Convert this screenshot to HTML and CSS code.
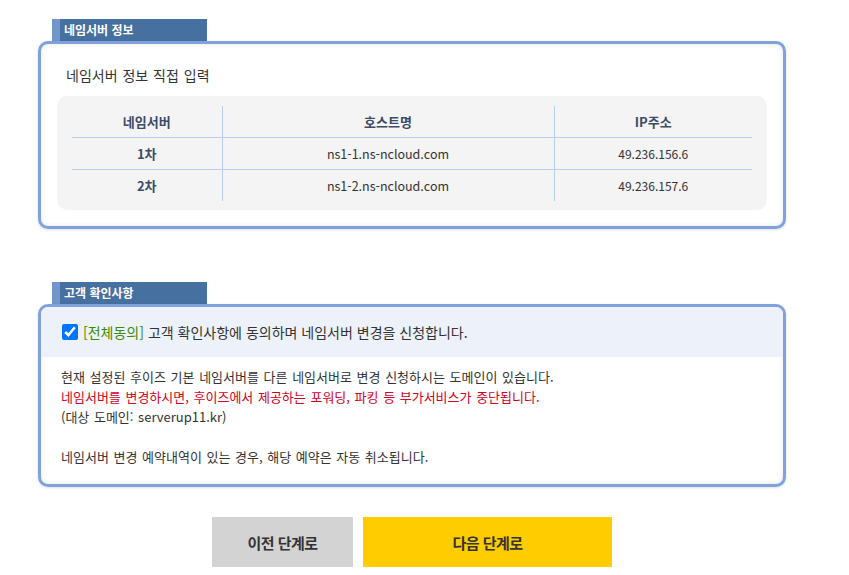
FILE: index.html
```html
<!DOCTYPE html>
<html lang="ko">
<head>
<meta charset="utf-8">
<link rel="stylesheet" href="styles.css">
</head>
<body>
<div class="wrap">
  <section class="section first">
    <div class="tab">네임서버 정보</div>
    <div class="box">
      <h3 class="box-title">네임서버 정보 직접 입력</h3>
      <div class="gray">
        <table class="ns">
          <thead>
            <tr><th class="c1">네임서버</th><th class="c2">호스트명</th><th class="c3">IP주소</th></tr>
          </thead>
          <tbody>
            <tr><td class="c1 rank">1차</td><td class="c2">ns1-1.ns-ncloud.com</td><td class="c3">49.236.156.6</td></tr>
            <tr><td class="c1 rank">2차</td><td class="c2">ns1-2.ns-ncloud.com</td><td class="c3">49.236.157.6</td></tr>
          </tbody>
        </table>
      </div>
    </div>
  </section>

  <section class="section second">
    <div class="tab">고객 확인사항</div>
    <div class="box agree-box">
      <label class="agree-head">
        <input type="checkbox" class="chk" checked>
        <span class="agree-text"><span class="green">[전체동의]</span> 고객 확인사항에 동의하며 네임서버 변경을 신청합니다.</span>
      </label>
      <div class="agree-body">
        <p>현재 설정된 후이즈 기본 네임서버를 다른 네임서버로 변경 신청하시는 도메인이 있습니다.</p>
        <p class="red">네임서버를 변경하시면, 후이즈에서 제공하는 포워딩, 파킹 등 부가서비스가 중단됩니다.</p>
        <p>(대상 도메인: serverup11.kr)</p>
        <p class="blank">&nbsp;</p>
        <p>네임서버 변경 예약내역이 있는 경우, 해당 예약은 자동 취소됩니다.</p>
      </div>
    </div>
  </section>

  <div class="buttons">
    <button class="btn prev">이전 단계로</button>
    <button class="btn next">다음 단계로</button>
  </div>
</div>
</body>
</html>
```
FILE: styles.css
```css
* { box-sizing: border-box; }
html, body { margin: 0; padding: 0; background: #fff; }
body {
  font-family: "Noto Sans CJK KR", "Noto Sans", sans-serif;
  color: #333;
  width: 849px;
  height: 575px;
  overflow: hidden;
}
.wrap {
  margin-left: 38px;
  width: 748px;
  padding-top: 19px;
}
.section.second { margin-top: 53px; }

.tab {
  margin-left: 14px;
  width: 155px;
  height: 22px;
  background: #46709f;
  border-left: 8px solid #7096cb;
  color: #fff;
  font-size: 12px;
  font-weight: bold;
  line-height: 22px;
  padding-left: 4px;
}

.box {
  border: 3px solid #7fa2dc;
  border-radius: 10px;
  background: #fff;
  box-shadow: inset 0 0 5px rgba(0, 0, 0, 0.10), 0 1px 3px rgba(0, 0, 0, 0.12);
  padding: 21px 16px 16px 16px;
}
.box-title {
  margin: 0 0 11px 9px;
  font-size: 14px;
  line-height: 20px;
  font-weight: normal;
  color: #333;
  word-spacing: 1px;
}
.gray {
  background: #f4f4f4;
  border-radius: 10px;
  padding: 10px 15px 9px 15px;
}
.ns {
  width: 100%;
  border-collapse: collapse;
  font-size: 12.5px;
  text-align: center;
}
.ns .c1 { width: 150px; }
.ns .c2 { width: 332px; }
.ns .c3 { width: 198px; }
.ns th, .ns td { padding: 0; }
.ns th {
  height: 31px;
  font-weight: bold;
  color: #3d4c68;
  font-size: 13px;
  border-bottom: 1px solid #b7ccef;
}
.ns td {
  height: 32px;
  color: #333;
}
.ns tbody tr:first-child td { border-bottom: 1px solid #b7ccef; }
.ns .c1, .ns .c2 { border-right: 1px solid #b7ccef; }
.ns td.rank { font-weight: bold; color: #3d4c68; font-size: 13px; }
.ns td.c3 { font-size: 12px; }

.agree-box { padding: 0; overflow: hidden; }
.agree-head {
  display: flex;
  align-items: center;
  height: 50px;
  background: #edf1f9;
  padding-left: 21px;
  gap: 5px;
  font-size: 14px;
}
.chk {
  width: 16px;
  height: 16px;
  margin: 0;
  accent-color: #0075ff;
}
.green { color: #3b8c00; }
.agree-body {
  padding: 10px 20px 17px 20px;
  font-size: 13px;
  line-height: 20px;
  word-spacing: 1px;
}
.agree-body p { margin: 0; }
.red { color: #d3001d; }

.buttons {
  display: flex;
  justify-content: center;
  gap: 10px;
  margin-top: 30px;
}
.btn {
  height: 50px;
  border: 0;
  font-family: "Noto Sans CJK KR", sans-serif;
  font-size: 15px;
  font-weight: bold;
  color: #333;
  letter-spacing: -0.5px;
}
.prev { width: 141px; background: #d3d3d3; }
.next { width: 249px; background: #ffcc00; }
```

——————

[GOAL]
Quote the data above in full and without alteration; skip the pictures.

[THE RESULT]
Convert this screenshot to HTML and CSS code.
FILE: index.html
```html
<!DOCTYPE html>
<html lang="ko">
<head>
<meta charset="utf-8">
<link rel="stylesheet" href="styles.css">
</head>
<body>
<div class="wrap">
  <section class="section first">
    <div class="tab">네임서버 정보</div>
    <div class="box">
      <h3 class="box-title">네임서버 정보 직접 입력</h3>
      <div class="gray">
        <table class="ns">
          <thead>
            <tr><th class="c1">네임서버</th><th class="c2">호스트명</th><th class="c3">IP주소</th></tr>
          </thead>
          <tbody>
            <tr><td class="c1 rank">1차</td><td class="c2">ns1-1.ns-ncloud.com</td><td class="c3">49.236.156.6</td></tr>
            <tr><td class="c1 rank">2차</td><td class="c2">ns1-2.ns-ncloud.com</td><td class="c3">49.236.157.6</td></tr>
          </tbody>
        </table>
      </div>
    </div>
  </section>

  <section class="section second">
    <div class="tab">고객 확인사항</div>
    <div class="box agree-box">
      <label class="agree-head">
        <input type="checkbox" class="chk" checked>
        <span class="agree-text"><span class="green">[전체동의]</span> 고객 확인사항에 동의하며 네임서버 변경을 신청합니다.</span>
      </label>
      <div class="agree-body">
        <p>현재 설정된 후이즈 기본 네임서버를 다른 네임서버로 변경 신청하시는 도메인이 있습니다.</p>
        <p class="red">네임서버를 변경하시면, 후이즈에서 제공하는 포워딩, 파킹 등 부가서비스가 중단됩니다.</p>
        <p>(대상 도메인: serverup11.kr)</p>
        <p class="blank">&nbsp;</p>
        <p>네임서버 변경 예약내역이 있는 경우, 해당 예약은 자동 취소됩니다.</p>
      </div>
    </div>
  </section>

  <div class="buttons">
    <button class="btn prev">이전 단계로</button>
    <button class="btn next">다음 단계로</button>
  </div>
</div>
</body>
</html>
```
FILE: styles.css
```css
* { box-sizing: border-box; }
html, body { margin: 0; padding: 0; background: #fff; }
body {
  font-family: "Noto Sans CJK KR", "Noto Sans", sans-serif;
  color: #333;
  width: 849px;
  height: 575px;
  overflow: hidden;
}
.wrap {
  margin-left: 38px;
  width: 748px;
  padding-top: 19px;
}
.section.second { margin-top: 53px; }

.tab {
  margin-left: 14px;
  width: 155px;
  height: 22px;
  background: #46709f;
  border-left: 8px solid #7096cb;
  color: #fff;
  font-size: 12px;
  font-weight: bold;
  line-height: 22px;
  padding-left: 4px;
}

.box {
  border: 3px solid #7fa2dc;
  border-radius: 10px;
  background: #fff;
  box-shadow: inset 0 0 5px rgba(0, 0, 0, 0.10), 0 1px 3px rgba(0, 0, 0, 0.12);
  padding: 21px 16px 16px 16px;
}
.box-title {
  margin: 0 0 11px 9px;
  font-size: 14px;
  line-height: 20px;
  font-weight: normal;
  color: #333;
  word-spacing: 1px;
}
.gray {
  background: #f4f4f4;
  border-radius: 10px;
  padding: 10px 15px 9px 15px;
}
.ns {
  width: 100%;
  border-collapse: collapse;
  font-size: 12.5px;
  text-align: center;
}
.ns .c1 { width: 150px; }
.ns .c2 { width: 332px; }
.ns .c3 { width: 198px; }
.ns th, .ns td { padding: 0; }
.ns th {
  height: 31px;
  font-weight: bold;
  color: #3d4c68;
  font-size: 13px;
  border-bottom: 1px solid #b7ccef;
}
.ns td {
  height: 32px;
  color: #333;
}
.ns tbody tr:first-child td { border-bottom: 1px solid #b7ccef; }
.ns .c1, .ns .c2 { border-right: 1px solid #b7ccef; }
.ns td.rank { font-weight: bold; color: #3d4c68; font-size: 13px; }
.ns td.c3 { font-size: 12px; }

.agree-box { padding: 0; overflow: hidden; }
.agree-head {
  display: flex;
  align-items: center;
  height: 50px;
  background: #edf1f9;
  padding-left: 21px;
  gap: 5px;
  font-size: 14px;
}
.chk {
  width: 16px;
  height: 16px;
  margin: 0;
  accent-color: #0075ff;
}
.green { color: #3b8c00; }
.agree-body {
  padding: 10px 20px 17px 20px;
  font-size: 13px;
  line-height: 20px;
  word-spacing: 1px;
}
.agree-body p { margin: 0; }
.red { color: #d3001d; }

.buttons {
  display: flex;
  justify-content: center;
  gap: 10px;
  margin-top: 30px;
}
.btn {
  height: 50px;
  border: 0;
  font-family: "Noto Sans CJK KR", sans-serif;
  font-size: 15px;
  font-weight: bold;
  color: #333;
  letter-spacing: -0.5px;
}
.prev { width: 141px; background: #d3d3d3; }
.next { width: 249px; background: #ffcc00; }
```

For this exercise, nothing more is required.